I have issues with 5E. Of the somewhat limited amount I've played it was definitely... not challenging. The DM of one campaign even admitted at one point that he was throwing stuff at us that was WILDLY beyond what our characters were supposed to be able to handle and we weren't even breathing hard at the end of it. We DID, strangely, end up with a TPK encounter because there was an effect (charm of some kind IIRC) that hit everyone and NOBODY made a save, but I think that was a complete freak of odds and probably couldn't be replicated if we tried. But a set of rules that gets to the point where the DM is just blowing the lid off the safety caps and the PC's aren't breaking a sweat, and that happens in TWO different campaigns, sure suggest to me that 5E is not what I want out of D&D. I mean I don't HATE it. In fact, despite the noted concerns I have enjoyed playing it. But from day 1 that it came down the road it has also failed to really get me interested and excited to run IT, as opposed to some other edition or even a different game entirely.

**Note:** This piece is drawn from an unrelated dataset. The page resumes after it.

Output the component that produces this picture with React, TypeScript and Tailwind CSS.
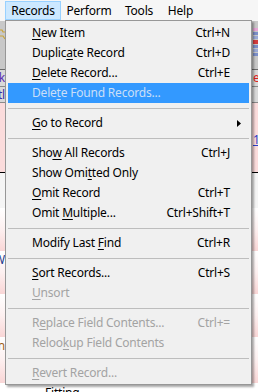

And NO, I don't want to go tweaking it a dozen ways from Sunday. I've done that with other editions and I have come to greatly dislike it. I spent many years house ruling 1E until it was just right - but then I have to hand players 60 pages of house rules so that they know what the hell the rules they're playing under really are. The PH became largely a paperweight and I myself keep forgetting how I decided to change things because I'd changed so much, and changed it again, and then again, and then changed a bunch of other stuff trying to improve things. And it DID improve, but it was freakin' exhausting and STILL had problems I wanted to solve that I simply had to ignore anyway.

It took me a couple of years to REALLY learn 3E to the point where I felt I understood it and where I needed to make changes to THAT system. And decided that the amount of work THAT was taking wasn't ultimately worth it either. 5E I've never run as a DM and still don't really want to because my experience with it as a player leaves something to be desired and I feel like it would be the same cycle of a heavy period of in-depth analysis of what it REALLY was about it that I liked or dislike, and then another period of TOO MANY CHANGES.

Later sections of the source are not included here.